Just how Accessible are you?

Recently, as I was walking to catch my morning train, I found myself reflecting back on key moments during my career where I have been involved in activities to improve diversity and inclusivity within the grant giving sector, and on conversations I have heard more recently in this space.


It struck me, that whilst there is a lot of good work being undertaken to address this issue, the topic of accessibility, in the context of inclusivity, is not one that I hear a great deal about. As a grants management professional, I am not simply referring to making a building or conference venue more accessible to individuals, but rather, the online grants management systems and other forms of software we use to attract individuals from diverse backgrounds to apply for funding programmes. Put simply, as a sector, do grant funding organisations adequately cater for individuals with disabilities in the most accessible manner? Do we do enough to be inclusive of this audience?


Experience would suggest – not really, or at least we can and should be doing a much better job.


Why is this important? According to the World Health Organisation, 15% (1.1 billion) of the world’s population has a recognised disability, and within the UK that would equate to more than 10 million individuals. That is quite a thought. More so, when you think that many of us are oblivious to the fact that many of our friends and colleagues are likely to have a disability. Users with different disabilities will access the web using different kinds of assistive software or tools to do so. For example, a blind person may use a screen reader, a partially sighted person may use a magnifier, captions are used by those whose hearing is impaired, and switch access used by those with motor disabilities.


Whilst many online grants management systems are intuitive and relatively easy to use, their design and the application forms contained within them very rarely meet best practice accessibility standards despite our best intentions. Greater emphasis would appear to be placed on ensuring that an organisation’s corporate brand and style sheet has pre-eminence and that we cater for the needs of our internal audience and stakeholders, as opposed to those that really matter.


For those of you who are unfamiliar with accessibility the World Wide Web Consortium (W3C) have published Web Content Accessibility Guidelines (WCAG) 2.0 that defines how to make Web content more accessible to people with disabilities. Accessibility involves a wide range of disabilities, including visual, auditory, physical, speech, cognitive, language, learning, and neurological disabilities.


The WCAG2.0 checklist sets out four principles and supporting guidelines under each, that should govern the design of webpages and web-based systems, such as grants management systems.

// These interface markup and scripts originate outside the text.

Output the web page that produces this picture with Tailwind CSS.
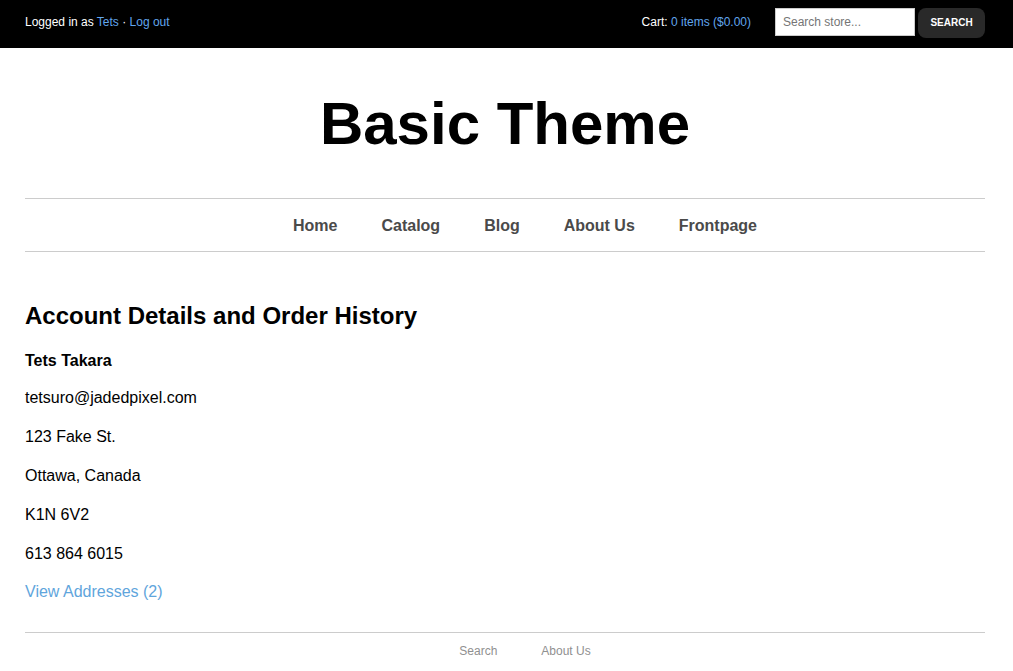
<!DOCTYPE html>
<html lang="en">
<head>
<meta charset="utf-8">
<meta name="viewport" content="width=device-width, initial-scale=1">
<title>Basic Theme</title>
<script src="https://cdn.jsdelivr.net/npm/@tailwindcss/browser@4"></script>
</head>
<body class="bg-white font-['Liberation_Sans',Arial,sans-serif] text-base text-black">
<div class="bg-black text-xs text-white">
  <div class="mx-auto flex h-12 max-w-[1013px] items-start justify-between pt-2 pr-7 pl-[25px]">
    <p class="leading-7">Logged in as <a href="#" class="text-[#61a6ee]">Tets</a> · <a href="#" class="text-[#61a6ee]">Log out</a></p>
    <div class="flex items-start">
      <p class="mr-6 leading-7">Cart: <a href="#" class="text-[#61a6ee]">0 items ($0.00)</a></p>
      <form class="flex items-start gap-[3px]">
        <input type="text" aria-label="Search store" placeholder="Search store..." class="h-7 w-[140px] border border-[#ccc] bg-white px-[7px] text-xs text-black placeholder:text-[#757575]">
        <button type="button" class="h-[30px] w-[67px] rounded-lg bg-[#292929] text-center text-[10px] font-bold">SEARCH</button>
      </form>
    </div>
  </div>
</div>
<div class="mx-auto max-w-[1013px] pr-7 pl-[25px]">
  <header>
    <h1 class="pt-[41px] pb-[39px] text-center text-[60px] leading-[70px] font-bold">Basic Theme</h1>
    <nav class="flex items-center justify-center gap-11 border-y border-[#ccc] pt-[15px] pb-[13px] pl-10 leading-6 font-bold text-[#4a4a4a]">
      <a href="#">Home</a><a href="#">Catalog</a><a href="#">Blog</a><a href="#">About Us</a><a href="#">Frontpage</a>
    </nav>
  </header>
  <main class="pt-[49px] pb-7">
    <h2 class="text-2xl leading-[30px] font-bold">Account Details and Order History</h2>
    <h3 class="mt-[18px] mb-[5px] leading-6 font-bold">Tets Takara</h3>
    <div class="mb-[7px] leading-[39px]">
      <p>tetsuro@jadedpixel.com</p>
      <p>123 Fake St.</p>
      <p>Ottawa, Canada</p>
      <p>K1N 6V2</p>
      <p>613 864 6015</p>
    </div>
    <a href="#" class="text-[#5fa5dc]">View Addresses (2)</a>
  </main>
  <footer class="flex justify-center gap-11 border-t border-[#ccc] py-[10px] pl-10 text-xs text-[#909090]">
    <a href="#">Search</a><a href="#">About Us</a>
  </footer>
</div>
</body>
</html>
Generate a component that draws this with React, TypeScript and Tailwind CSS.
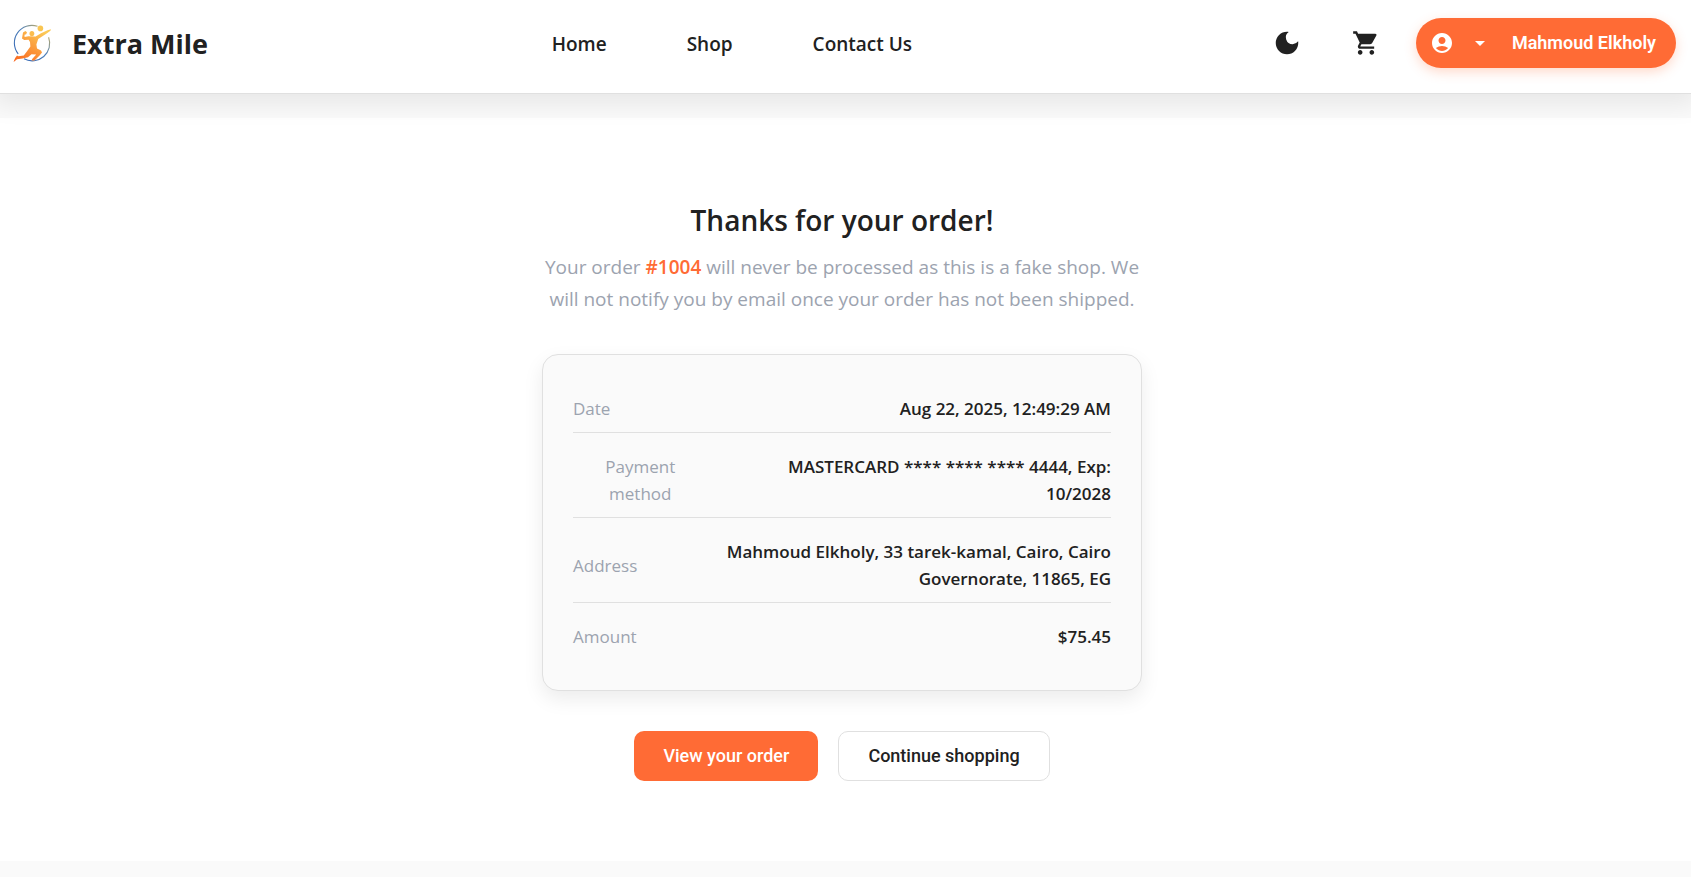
import type { ReactNode } from "react";
import {
  MdAccountCircle,
  MdArrowDropDown,
  MdDarkMode,
  MdShoppingCart,
} from "react-icons/md";

function Logo() {
  return (
    <svg viewBox="8 19 50 50" className="size-[50px] shrink-0" aria-hidden="true">
      <defs>
        <linearGradient id="ring" x1="0" y1="1" x2="1" y2="0">
          <stop offset="0" stopColor="#2f62b5" />
          <stop offset="0.55" stopColor="#4f80b8" />
          <stop offset="1" stopColor="#f2c14a" />
        </linearGradient>
        <linearGradient id="player" x1="0" y1="1" x2="0.7" y2="0">
          <stop offset="0" stopColor="#f8641f" />
          <stop offset="0.45" stopColor="#fb9236" />
          <stop offset="1" stopColor="#fbc957" />
        </linearGradient>
      </defs>
      <path
        d="M18.2 53.8A17.5 17.5 0 0 1 37.5 26.3M48.6 37.2A17.5 17.5 0 0 1 24 58.8"
        fill="none"
        stroke="url(#ring)"
        strokeWidth="1.1"
      />
      <circle cx="40.4" cy="28.4" r="2.8" fill="#f9c653" />
      <ellipse cx="31.9" cy="33.6" rx="2.4" ry="2.6" fill="#fbbd4e" />
      <path
        d="M23 32.4L25.4 31L27 32.2L26.2 34.2L24.5 34.8L24.6 37L28.4 36.3L35.6 36.4L41 33.2L47.5 30.2L51 29.2L50.4 30.8L47 33.2L38.2 39L36.4 44.5L37 48.4L41 50.4L42 52.4L39.6 55.6L34.5 60.6L31.6 60.6L32.2 59L36.2 54.6L31.5 54.2L28 57.2L22.6 58.6L17 59.2L14 61.7L13.6 61.4L15.2 58L17 55.4L18.4 56.2L23.8 55.4L27.2 51L30.4 46.6L30 42L28.6 39.8L24.2 40L22 38.6Z"
        fill="url(#player)"
      />
    </svg>
  );
}

const navItems = ["Home", "Shop", "Contact Us"];

function Header() {
  return (
    <header className="relative flex h-[94px] items-center justify-between border-b border-[#e0e0e0] bg-white pr-[15px] pl-2 shadow-[0_4px_24px_6px_rgba(0,0,0,0.08)]">
      <a href="#home" className="flex items-center gap-[14px] pb-[6px]">
        <Logo />
        <span className="text-[27px] leading-9 font-bold">Extra Mile</span>
      </a>
      <nav className="flex gap-20 pb-[6px]">
        {navItems.map((item) => (
          <a key={item} href="#" className="text-[19px] leading-7 font-semibold">
            {item}
          </a>
        ))}
      </nav>
      <div className="flex items-center pb-2 pl-4">
        <button type="button" aria-label="Toggle dark mode" className="mr-[50px]">
          <MdDarkMode size={30} />
        </button>
        <button type="button" aria-label="Cart" className="mr-9">
          <MdShoppingCart size={28} />
        </button>
        <button
          type="button"
          className="flex h-[50px] items-center rounded-full bg-[#ff6b35] pr-5 pl-[14px] font-['Roboto',sans-serif] text-[18px] font-semibold text-white shadow-[0_4px_12px_rgba(255,107,53,0.25)]"
        >
          <MdAccountCircle size={24} />
          <MdArrowDropDown size={24} className="mr-5 ml-[14px]" />
          Mahmoud Elkholy
        </button>
      </div>
    </header>
  );
}

type RowProps = { label: string; centered?: boolean; children: ReactNode };

function DetailRow({ label, centered = false, children }: RowProps) {
  return (
    <div className="mt-[10px] flex items-center justify-between border-b border-[#e0e0e0] py-[10px] leading-[27px] first:mt-0 last:border-b-0">
      <dt className={centered ? "w-1/4 px-7 text-center text-[#9ca3af]" : "text-[#9ca3af]"}>
        {label}
      </dt>
      <dd className="max-w-[390px] text-right font-semibold">{children}</dd>
    </div>
  );
}

export default function App() {
  return (
    <div className="min-h-screen bg-[#fafafa] font-['Open_Sans','Noto_Sans',sans-serif] text-[#212121]">
      <Header />
      <main className="mt-6 bg-white pt-[82px] pr-[7px] pb-20">
        <section className="mx-auto flex max-w-[600px] flex-col">
          <h1 className="text-center text-[28px] leading-10 font-semibold">
            Thanks for your order!
          </h1>
          <p className="mt-[11px] text-center text-[19px] leading-8 text-[#9ca3af]">
            Your order{" "}
            <a href="#order" className="font-semibold text-[#ff6b35]">
              #1004
            </a>{" "}
            will never be processed as this is a fake shop. We will not notify you by email once
            your order has not been shipped.
          </p>
          <dl className="mt-[39px] rounded-2xl border border-[#e0e0e0] bg-[#fafafa] p-[30px] text-[17px] shadow-[0_8px_20px_rgba(0,0,0,0.08)]">
            <DetailRow label="Date">Aug 22, 2025, 12:49:29 AM</DetailRow>
            <DetailRow label="Payment method" centered>
              MASTERCARD **** **** **** 4444, Exp: 10/2028
            </DetailRow>
            <DetailRow label="Address">
              Mahmoud Elkholy, 33 tarek-kamal, Cairo, Cairo Governorate, 11865, EG
            </DetailRow>
            <DetailRow label="Amount">$75.45</DetailRow>
          </dl>
          <div className="mt-10 flex justify-center gap-5 font-['Roboto',sans-serif] text-[18px] font-medium">
            <button type="button" className="h-[50px] rounded-[10px] bg-[#ff6b35] px-[29px] pb-0.5 text-white">
              View your order
            </button>
            <button type="button" className="h-[50px] rounded-[10px] border border-[#e0e0e0] bg-white px-[29px] pb-0.5">
              Continue shopping
            </button>
          </div>
        </section>
      </main>
    </div>
  );
}
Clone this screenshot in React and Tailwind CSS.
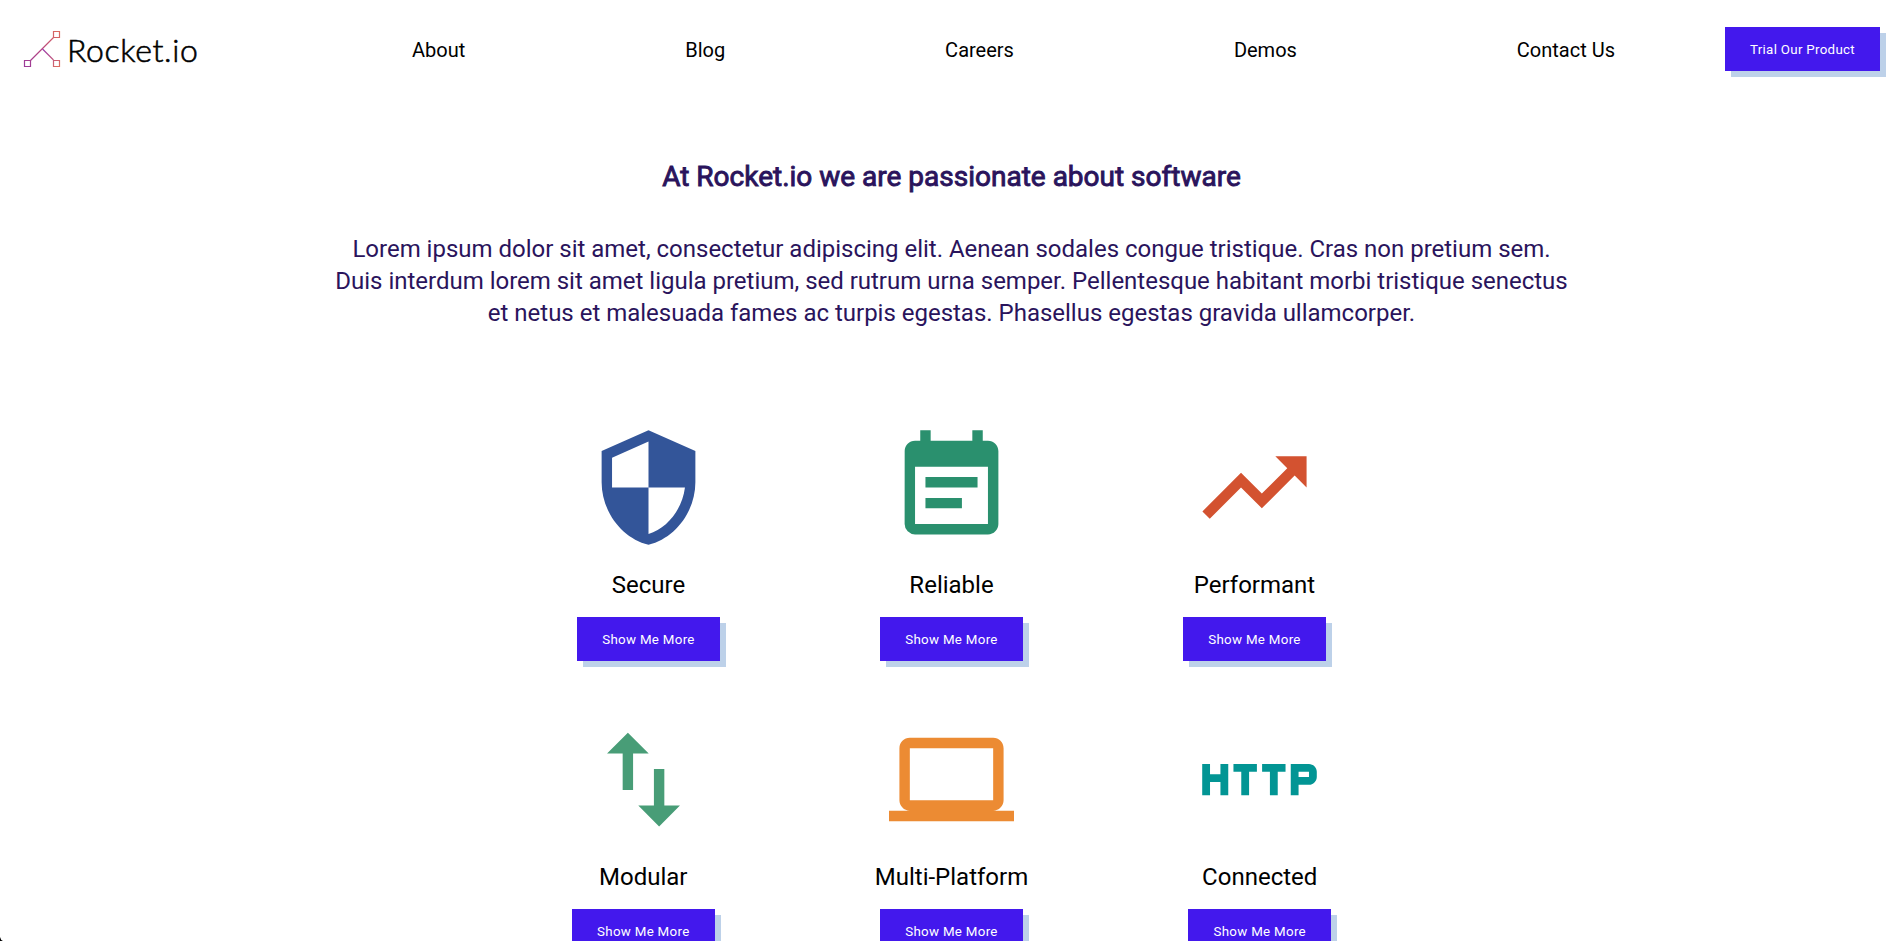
import { MdSecurity, MdEventNote, MdTrendingUp, MdImportExport, MdLaptop, MdHttp } from "react-icons/md";

const links = ["About", "Blog", "Careers", "Demos", "Contact Us"];

const rows = [
  [
    { Icon: MdSecurity, label: "Secure", color: "text-[#335599]" },
    { Icon: MdEventNote, label: "Reliable", color: "text-[#2a906e]" },
    { Icon: MdTrendingUp, label: "Performant", color: "text-[#d35230]" },
  ],
  [
    { Icon: MdImportExport, label: "Modular", color: "text-[#489d77]" },
    { Icon: MdLaptop, label: "Multi-Platform", color: "text-[#ec8b33]" },
    { Icon: MdHttp, label: "Connected", color: "text-[#029594]" },
  ],
];

function Button({ width, children }) {
  return (
    <button className={"h-11 shrink-0 whitespace-nowrap bg-[#4318ed] pt-0.5 text-[13.333px] leading-4 tracking-[0.3px] text-white shadow-[6px_6px_0_#bdd1e9] " + width}>
      {children}
    </button>
  );
}

function Logo() {
  return (
    <div className="flex w-[302px] shrink-0 items-center pl-[23px]">
      <svg width="38" height="38" viewBox="0 0 38 38" fill="none" strokeWidth="1.2">
        <defs>
          <linearGradient id="rise" gradientUnits="userSpaceOnUse" x1="0" y1="38" x2="38" y2="0">
            <stop offset="0" stopColor="#983a9c" />
            <stop offset="0.5" stopColor="#b8467f" />
            <stop offset="1" stopColor="#e0705c" />
          </linearGradient>
          <linearGradient id="fall" gradientUnits="userSpaceOnUse" x1="19" y1="19" x2="37" y2="37">
            <stop offset="0" stopColor="#983ab0" />
            <stop offset="1" stopColor="#e0705c" />
          </linearGradient>
        </defs>
        <path d="M1.5 30.5h6v6h-6zM7.5 30.5L30.5 7.5M30.5 1.5h6v6h-6z" stroke="url(#rise)" />
        <path d="M19.5 19L30.5 30M30.5 30.5h6v6h-6z" stroke="url(#fall)" />
      </svg>
      <span className="ml-[6px] pt-0.5 font-['Lato',sans-serif] text-[32px] font-light leading-[38px] tracking-[0.65px] text-black [-webkit-text-stroke:0.6px_black]">
        Rocket.io
      </span>
    </div>
  );
}

export default function App() {
  return (
    <div className="relative h-[941px] w-full overflow-hidden bg-white font-['Roboto',sans-serif] text-black">
      <header className="flex h-[98px] items-center pr-6">
        <Logo />
        <nav className="flex flex-1 justify-around pt-0.5 text-[20px] leading-6">
          {links.map((l) => (
            <a key={l} href="#">{l}</a>
          ))}
        </nav>
        <Button width="w-[155px]">Trial Our Product</Button>
      </header>
      <section className="mx-auto mt-[62px] w-[1240px] pr-px text-center text-[#2a145c]">
        <h1 className="text-[28px] leading-[34px] [-webkit-text-stroke:0.9px_#2a145c]">
          At Rocket.io we are passionate about software
        </h1>
        <p className="mt-[39px] text-[24px] leading-8 tracking-[-0.01px]">
          Lorem ipsum dolor sit amet, consectetur adipiscing elit. Aenean sodales congue tristique. Cras non pretium sem. Duis interdum lorem sit amet ligula pretium, sed rutrum urna semper. Pellentesque habitant morbi tristique senectus et netus et malesuada fames ac turpis egestas. Phasellus egestas gravida ullamcorper.
        </p>
      </section>
      <main className="mt-24 flex flex-col gap-14 pr-px">
        {rows.map((row, i) => (
          <div key={i} className="flex h-[236px] justify-center gap-40">
            {row.map(({ Icon, label, color }) => (
              <div key={label} className="flex flex-col items-center">
                <Icon className={"h-[125px] w-[125px] shrink-0 " + color} />
                <h2 className="mt-[21px] text-[24px] leading-7">{label}</h2>
                <div className="mt-[18px]">
                  <Button width="w-[143px]">Show Me More</Button>
                </div>
              </div>
            ))}
          </div>
        ))}
      </main>
      <svg className="absolute bottom-0 left-0" width="3" height="4" viewBox="0 0 3 4">
        <path d="M0 0Q0.6 3 3 4H0z" fill="#000" />
      </svg>
    </div>
  );
}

The principles are detailed as follows:


  1. Perceivable - Web content is made available to the senses - sight, hearing, and/or touch

  2. Operable - Interface forms, controls, and navigation are operable

  3. Understandable - Information and the operation of user interface must be understandable

  4. Robust - Content can be used reliably by a wide variety of user agents, including assistive technologies.


Accessibility compliance should be one of the main features of your grants management system, so that its intended use caters for as diverse an audience as possible. Your system should be thought of as a ‘Public Library’ were everyone has access to the information that they need. If you do not provide the right access to it, then users cannot use it equally and to the same degree. Anyone considering acquiring a new grants management system should clearly specify compliance with WCAG 2.0 principles as a key business requirement, and those with existing systems should be compelled to review whether they meet basic accessibility standards. Through lack of awareness, accessibility issues are unfortunately introduced unintentionally to systems through user generated content such as application forms, which have not been created consistently using appropriate language and terminology to meet compliance standards.


The topic of accessibility is very broad, and I have barely scratched the surface in writing this blog. However, I wanted to highlight and raise awareness concerning the topic of accessibility from a grant funders perspective, and would encourage all grant funding organisations to prioritise the design of their systems and application forms in an accessible manner for the audience that matters most. It should be seen as a necessary step to further facilitate the move towards fostering a more inclusive sector, accepting and supporting individuals from a more diverse background.


If this piece has resonated with any grants management professionals, then at least I have contributed to raising some awareness and highlighting the fact that it is a barrier that is often neglected. As we have entered a new decade, I would strongly encourage funding organisations to consider reviewing whether their systems and application forms are accessible and inclusive of all individuals, and make it a priority in 2020 to make improvements where they can.